At the club, we come to a shocking and horrific realization: Jowe is kind of a douchebag.

Okay, maybe he’s not actually a douchebag, but he plays a douchebag really well on TV. Jowe and Violet flirt in the corner of the club, and then out in the hallway, Jowe lays on the lamest come-on in come-on history: “So, we look like the best-looking couple in the house. How about we kiss and get it over with?”

Seriously? Seriously?

... although, I'm not sure what kind of pick-up gems we're expecting from a guy who actually introduces himself as "the prince of K-town".

And, of course, it works.

This, right here, is the power of soju.

Meanwhile, Scarlet and Jasmine thoroughly embarass a guy at the bar who tries (badly) to pick them up. Although it was kind of mean-spirited, it was definitely one of the most hilarious and ballsy things I’ve ever seen a girl do to an unwanted pick-up. The camera pans to him after the two girls leave:

This is the face of a man who is contemplating drowning himself in that martini glass.

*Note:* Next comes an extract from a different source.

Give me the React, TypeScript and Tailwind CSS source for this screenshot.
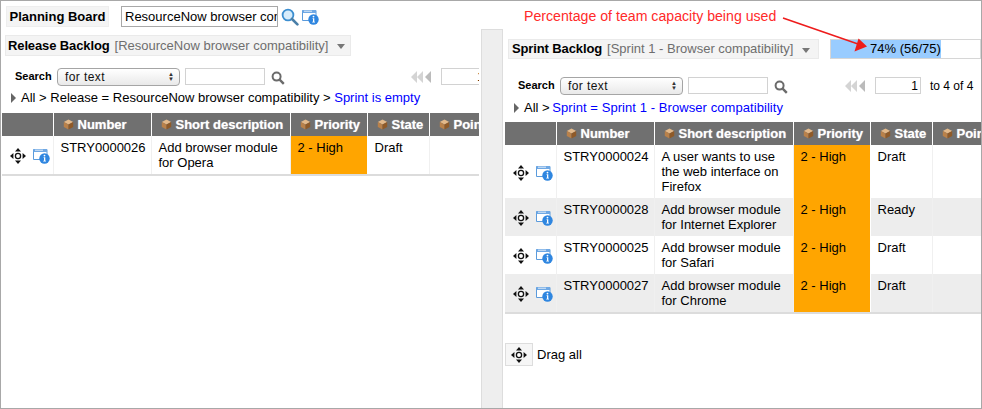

The group then notices that Jowe is, I shit you not, making the rounds at the club, and is, I shit you not, still introducing himself as “the prince of K-town”.

I shit you not.

Jowe starts flirting with a girl, and Violet (who is really, really hammered — you can tell by how badly she’s slurring her speech) just loses her shit. She confronts Jowe and this chick (whom Violet notes is lacking pants), and one thing leads to another, and, well…

This, too, is the power of soju.

Take-home message from this week’s episode: soju is some crazy shit.